I came across my old shortcut on my windows machine to vnc onto the Pi which prompted me to have a go connecting to my new RaspberryPi3.
I duly fired it up only to receive an error message along the lines of 'No configured security type is supported'. After a bit of research it turns out that RealVNC has upped their security protocols and TightVNC is no longer cross-compatible.
No probs I thought - juust install the RealVNC viewer on my windows pc and give it a crack that way. I've never really been a fan of RealVNC, but you know it's been over a decade now and I'm not that set in my ways that I can't change so I installed it to see whats new.
Turns out there a lot new! Some crappy licensing scheme whereby you have to sign into an account through their website before you vnc onto anything. This is not a grteat user experience and it's not in the RaspberryPi's way of doing things eother. So it has to go.

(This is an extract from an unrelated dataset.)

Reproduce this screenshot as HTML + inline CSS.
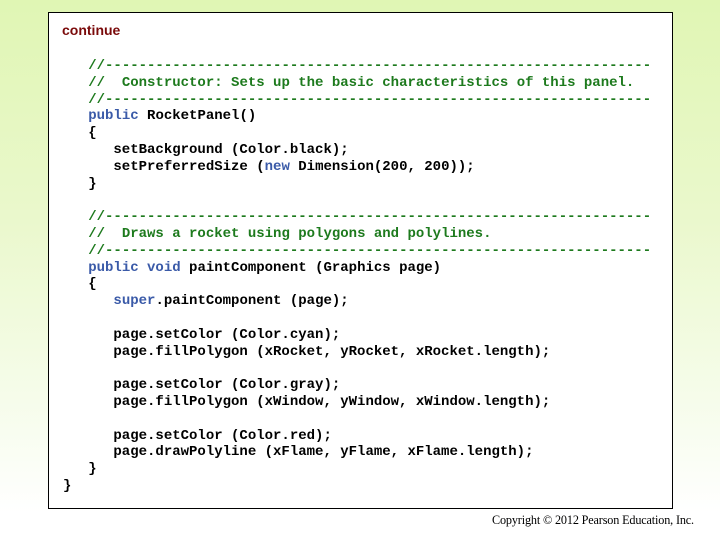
<!DOCTYPE html>
<html><head><meta charset="utf-8"><style>
html,body{margin:0;padding:0}
body{width:720px;height:540px;position:relative;overflow:hidden;background:linear-gradient(to bottom,#e0f6b4 0%,#eaf8cc 40%,#f8fdf0 80%,#ffffff 95%)}
.box{position:absolute;left:48px;top:12px;width:623px;height:495px;background:#fff;border:1px solid #000}
.cont{position:absolute;left:62px;top:22px;font:bold 14px "Liberation Sans",sans-serif;color:#7a0a0a}
pre{position:absolute;left:63px;top:58px;margin:0;font:bold 14px/16.8px "Liberation Mono",monospace;color:#000}
.c{color:#1d7a1d}.k{color:#3a5aa8}
.copy{position:absolute;left:492px;top:513px;font:12.2px "Liberation Serif",serif;color:#000;letter-spacing:-0.15px}
</style></head><body>
<div class="box"></div>
<div class="cont">continue</div>
<pre>   <span class="c">//-----------------------------------------------------------------</span>
   <span class="c">//  Constructor: Sets up the basic characteristics of this panel.</span>
   <span class="c">//-----------------------------------------------------------------</span>
   <span class="k">public</span> RocketPanel()
   {
      setBackground (Color.black);
      setPreferredSize (<span class="k">new</span> Dimension(200, 200));
   }

   <span class="c">//-----------------------------------------------------------------</span>
   <span class="c">//  Draws a rocket using polygons and polylines.</span>
   <span class="c">//-----------------------------------------------------------------</span>
   <span class="k">public void</span> paintComponent (Graphics page)
   {
      <span class="k">super</span>.paintComponent (page);

      page.setColor (Color.cyan);
      page.fillPolygon (xRocket, yRocket, xRocket.length);

      page.setColor (Color.gray);
      page.fillPolygon (xWindow, yWindow, xWindow.length);

      page.setColor (Color.red);
      page.drawPolyline (xFlame, yFlame, xFlame.length);
   }
}</pre>
<div class="copy">Copyright © 2012 Pearson Education, Inc.</div>
</body></html>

If you want to do away with it also, just follow these instructions, in terminal or over SSH:
dpkg --get-selections | grep vnc
this will show you what the name of the package is you need to install, then un-install it:
sudo apt-get remove realvnc-vnc-server
Then we can move on to getting tightvnc installed
sudo apt-get install tightvncserver
then run it to configure it
tightvncserver
once you've set up some options/passwords it will then start an instance for you, we'll go ahead and kill it then start up a new one with a better/your own resolution
vncserver -kill :1 vncserver :1 -geometry 1024x1024 -depth 24
you can now connect using the hostname/ip of your pi from your viewer
raspberrypi3:1
to start the server everytime you boot your pi, you can do the following:
sudo nano /etc/rc.local
then type in
echo "Starting VNC server on port 5901" sudo -u pi tightvncserver :1
ctrl+o, enter and ctrl+x to save and exit.